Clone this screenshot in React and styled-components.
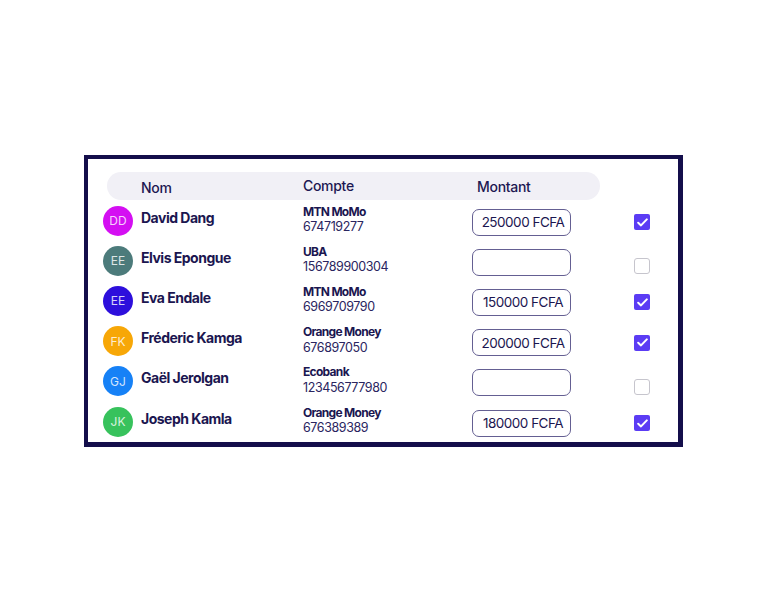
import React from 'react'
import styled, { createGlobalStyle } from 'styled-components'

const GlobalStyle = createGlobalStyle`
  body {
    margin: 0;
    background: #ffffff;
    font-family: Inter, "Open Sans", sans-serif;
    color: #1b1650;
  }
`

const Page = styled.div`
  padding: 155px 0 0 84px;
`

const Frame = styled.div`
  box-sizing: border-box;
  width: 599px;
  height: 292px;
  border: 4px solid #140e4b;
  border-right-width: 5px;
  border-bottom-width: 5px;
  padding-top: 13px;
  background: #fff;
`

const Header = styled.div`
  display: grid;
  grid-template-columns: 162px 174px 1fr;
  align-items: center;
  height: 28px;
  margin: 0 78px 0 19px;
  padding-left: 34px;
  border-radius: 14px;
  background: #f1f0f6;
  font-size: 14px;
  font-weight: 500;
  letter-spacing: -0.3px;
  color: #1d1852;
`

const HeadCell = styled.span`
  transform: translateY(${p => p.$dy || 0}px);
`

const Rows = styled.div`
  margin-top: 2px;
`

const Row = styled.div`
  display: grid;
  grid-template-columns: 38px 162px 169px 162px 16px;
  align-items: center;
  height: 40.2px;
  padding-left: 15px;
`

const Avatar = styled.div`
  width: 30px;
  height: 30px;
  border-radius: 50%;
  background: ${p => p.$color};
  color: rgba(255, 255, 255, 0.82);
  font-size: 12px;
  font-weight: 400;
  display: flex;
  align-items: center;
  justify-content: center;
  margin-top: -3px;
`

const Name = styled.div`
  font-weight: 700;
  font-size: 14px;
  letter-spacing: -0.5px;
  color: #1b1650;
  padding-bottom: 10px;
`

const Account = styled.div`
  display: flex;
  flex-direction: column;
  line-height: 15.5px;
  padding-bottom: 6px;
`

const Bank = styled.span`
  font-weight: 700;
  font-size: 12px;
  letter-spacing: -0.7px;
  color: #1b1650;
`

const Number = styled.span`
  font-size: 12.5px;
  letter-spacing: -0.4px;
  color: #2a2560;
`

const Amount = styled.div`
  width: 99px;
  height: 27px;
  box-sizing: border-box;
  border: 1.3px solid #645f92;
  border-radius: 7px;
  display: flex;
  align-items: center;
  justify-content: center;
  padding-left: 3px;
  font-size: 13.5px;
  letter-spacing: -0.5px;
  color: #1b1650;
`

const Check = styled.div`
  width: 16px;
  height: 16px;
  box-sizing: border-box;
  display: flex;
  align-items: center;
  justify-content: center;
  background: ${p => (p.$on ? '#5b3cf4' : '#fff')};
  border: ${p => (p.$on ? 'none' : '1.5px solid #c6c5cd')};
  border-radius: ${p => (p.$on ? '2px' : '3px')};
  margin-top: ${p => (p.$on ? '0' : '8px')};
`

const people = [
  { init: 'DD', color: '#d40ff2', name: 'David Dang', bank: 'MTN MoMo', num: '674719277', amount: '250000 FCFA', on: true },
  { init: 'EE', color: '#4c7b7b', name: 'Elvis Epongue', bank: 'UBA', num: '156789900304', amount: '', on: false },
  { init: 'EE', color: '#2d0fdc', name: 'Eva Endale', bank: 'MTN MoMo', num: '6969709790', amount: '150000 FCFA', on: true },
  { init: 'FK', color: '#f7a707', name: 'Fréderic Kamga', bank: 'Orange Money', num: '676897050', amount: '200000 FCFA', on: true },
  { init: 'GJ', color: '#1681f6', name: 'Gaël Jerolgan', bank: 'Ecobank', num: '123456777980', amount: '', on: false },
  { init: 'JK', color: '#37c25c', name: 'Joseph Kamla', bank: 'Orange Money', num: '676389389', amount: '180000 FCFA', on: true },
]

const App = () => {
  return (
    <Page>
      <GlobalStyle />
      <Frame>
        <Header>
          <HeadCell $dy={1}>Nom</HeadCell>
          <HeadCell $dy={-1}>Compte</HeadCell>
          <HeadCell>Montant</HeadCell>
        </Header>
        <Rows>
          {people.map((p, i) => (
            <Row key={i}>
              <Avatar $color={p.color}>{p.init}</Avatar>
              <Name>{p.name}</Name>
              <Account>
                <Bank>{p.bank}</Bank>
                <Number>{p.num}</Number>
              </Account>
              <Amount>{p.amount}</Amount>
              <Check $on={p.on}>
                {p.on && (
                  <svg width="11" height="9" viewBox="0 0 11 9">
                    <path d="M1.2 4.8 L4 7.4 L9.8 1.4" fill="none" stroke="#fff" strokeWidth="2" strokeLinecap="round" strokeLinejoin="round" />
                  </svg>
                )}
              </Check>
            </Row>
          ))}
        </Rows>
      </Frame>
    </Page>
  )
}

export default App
#####
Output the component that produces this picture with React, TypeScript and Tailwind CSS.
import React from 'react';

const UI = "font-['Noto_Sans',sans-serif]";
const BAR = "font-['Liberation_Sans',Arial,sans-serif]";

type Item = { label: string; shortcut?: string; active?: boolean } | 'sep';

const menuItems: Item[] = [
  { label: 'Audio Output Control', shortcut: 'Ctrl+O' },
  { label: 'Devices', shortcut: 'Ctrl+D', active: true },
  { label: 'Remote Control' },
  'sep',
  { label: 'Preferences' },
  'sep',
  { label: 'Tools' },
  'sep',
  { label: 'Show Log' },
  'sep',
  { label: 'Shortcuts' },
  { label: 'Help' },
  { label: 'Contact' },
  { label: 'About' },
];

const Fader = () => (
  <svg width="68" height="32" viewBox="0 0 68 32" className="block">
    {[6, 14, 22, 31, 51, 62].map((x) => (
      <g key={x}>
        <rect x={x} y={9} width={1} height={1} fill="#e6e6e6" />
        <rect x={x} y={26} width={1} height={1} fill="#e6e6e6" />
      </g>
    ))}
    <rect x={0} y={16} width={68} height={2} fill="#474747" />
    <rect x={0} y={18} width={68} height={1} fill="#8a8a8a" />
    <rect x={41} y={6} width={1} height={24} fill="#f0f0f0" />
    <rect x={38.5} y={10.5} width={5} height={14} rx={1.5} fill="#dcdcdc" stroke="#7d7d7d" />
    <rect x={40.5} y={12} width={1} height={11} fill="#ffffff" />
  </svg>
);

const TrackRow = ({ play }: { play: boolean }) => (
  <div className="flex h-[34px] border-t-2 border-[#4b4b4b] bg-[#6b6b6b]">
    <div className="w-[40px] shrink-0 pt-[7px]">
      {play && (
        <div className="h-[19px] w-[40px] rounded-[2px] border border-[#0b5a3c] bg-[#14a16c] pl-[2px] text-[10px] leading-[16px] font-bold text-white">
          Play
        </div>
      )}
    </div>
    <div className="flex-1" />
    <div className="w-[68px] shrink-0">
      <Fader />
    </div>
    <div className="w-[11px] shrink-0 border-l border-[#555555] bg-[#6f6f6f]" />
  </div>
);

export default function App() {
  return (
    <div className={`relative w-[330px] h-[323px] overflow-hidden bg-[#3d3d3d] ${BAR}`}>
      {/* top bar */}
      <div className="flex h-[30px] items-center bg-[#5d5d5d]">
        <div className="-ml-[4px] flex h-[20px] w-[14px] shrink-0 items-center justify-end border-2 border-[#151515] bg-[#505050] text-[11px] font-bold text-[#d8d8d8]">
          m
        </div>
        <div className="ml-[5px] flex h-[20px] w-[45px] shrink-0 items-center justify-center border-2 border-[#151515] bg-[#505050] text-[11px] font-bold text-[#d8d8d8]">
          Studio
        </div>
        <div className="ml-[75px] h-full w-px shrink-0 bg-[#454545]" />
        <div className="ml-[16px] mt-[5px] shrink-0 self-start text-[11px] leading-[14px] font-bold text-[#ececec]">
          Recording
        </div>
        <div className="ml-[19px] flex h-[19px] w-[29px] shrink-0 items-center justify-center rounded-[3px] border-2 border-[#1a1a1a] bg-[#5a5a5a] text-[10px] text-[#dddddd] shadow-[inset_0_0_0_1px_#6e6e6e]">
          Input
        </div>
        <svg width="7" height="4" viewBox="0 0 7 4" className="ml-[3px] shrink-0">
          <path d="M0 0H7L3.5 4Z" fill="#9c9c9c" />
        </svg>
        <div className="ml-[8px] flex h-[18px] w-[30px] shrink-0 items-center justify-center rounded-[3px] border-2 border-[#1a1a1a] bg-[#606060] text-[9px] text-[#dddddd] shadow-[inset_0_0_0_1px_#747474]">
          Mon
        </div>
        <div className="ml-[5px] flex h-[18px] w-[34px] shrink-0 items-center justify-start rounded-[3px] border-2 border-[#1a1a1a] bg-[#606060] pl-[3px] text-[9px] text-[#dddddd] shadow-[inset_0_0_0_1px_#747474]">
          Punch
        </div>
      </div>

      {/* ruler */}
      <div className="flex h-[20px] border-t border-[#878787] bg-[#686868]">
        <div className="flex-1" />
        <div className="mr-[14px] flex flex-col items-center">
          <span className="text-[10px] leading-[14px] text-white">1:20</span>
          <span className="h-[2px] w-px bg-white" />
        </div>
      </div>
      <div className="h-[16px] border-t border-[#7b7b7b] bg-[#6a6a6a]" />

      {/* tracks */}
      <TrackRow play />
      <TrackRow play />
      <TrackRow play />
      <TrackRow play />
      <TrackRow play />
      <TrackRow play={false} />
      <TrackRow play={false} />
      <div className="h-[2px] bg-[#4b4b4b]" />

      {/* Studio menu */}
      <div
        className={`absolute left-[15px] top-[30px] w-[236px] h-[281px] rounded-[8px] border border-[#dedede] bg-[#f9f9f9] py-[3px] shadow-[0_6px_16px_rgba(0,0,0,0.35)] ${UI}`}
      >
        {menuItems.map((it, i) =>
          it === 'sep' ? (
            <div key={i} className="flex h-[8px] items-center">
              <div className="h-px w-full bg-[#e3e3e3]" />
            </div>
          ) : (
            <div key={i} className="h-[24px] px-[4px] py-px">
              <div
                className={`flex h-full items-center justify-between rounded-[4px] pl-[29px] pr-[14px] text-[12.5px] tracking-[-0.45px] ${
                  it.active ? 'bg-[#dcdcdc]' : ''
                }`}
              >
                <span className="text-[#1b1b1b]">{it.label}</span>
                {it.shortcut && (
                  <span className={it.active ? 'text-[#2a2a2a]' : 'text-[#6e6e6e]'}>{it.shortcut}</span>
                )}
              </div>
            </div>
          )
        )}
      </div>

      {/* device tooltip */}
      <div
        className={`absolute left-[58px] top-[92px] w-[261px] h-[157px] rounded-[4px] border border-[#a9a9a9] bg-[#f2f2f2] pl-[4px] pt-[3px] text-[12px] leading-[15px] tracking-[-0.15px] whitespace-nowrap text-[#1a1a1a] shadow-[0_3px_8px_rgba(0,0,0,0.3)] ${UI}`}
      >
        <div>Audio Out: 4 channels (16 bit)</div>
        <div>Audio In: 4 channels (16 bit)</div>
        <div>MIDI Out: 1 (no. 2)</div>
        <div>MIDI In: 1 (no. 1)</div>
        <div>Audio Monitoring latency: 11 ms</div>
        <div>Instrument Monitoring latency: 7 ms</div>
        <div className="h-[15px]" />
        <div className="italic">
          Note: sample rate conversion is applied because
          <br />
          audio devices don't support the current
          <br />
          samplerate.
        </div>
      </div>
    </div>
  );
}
#####
▸ Objective: Pick out all lines from the data above in which the word "React" appears.

▸ Response:
Clone this screenshot in React and styled-components.
import React from 'react'
Output the component that produces this picture with React, TypeScript and Tailwind CSS.
import React from 'react';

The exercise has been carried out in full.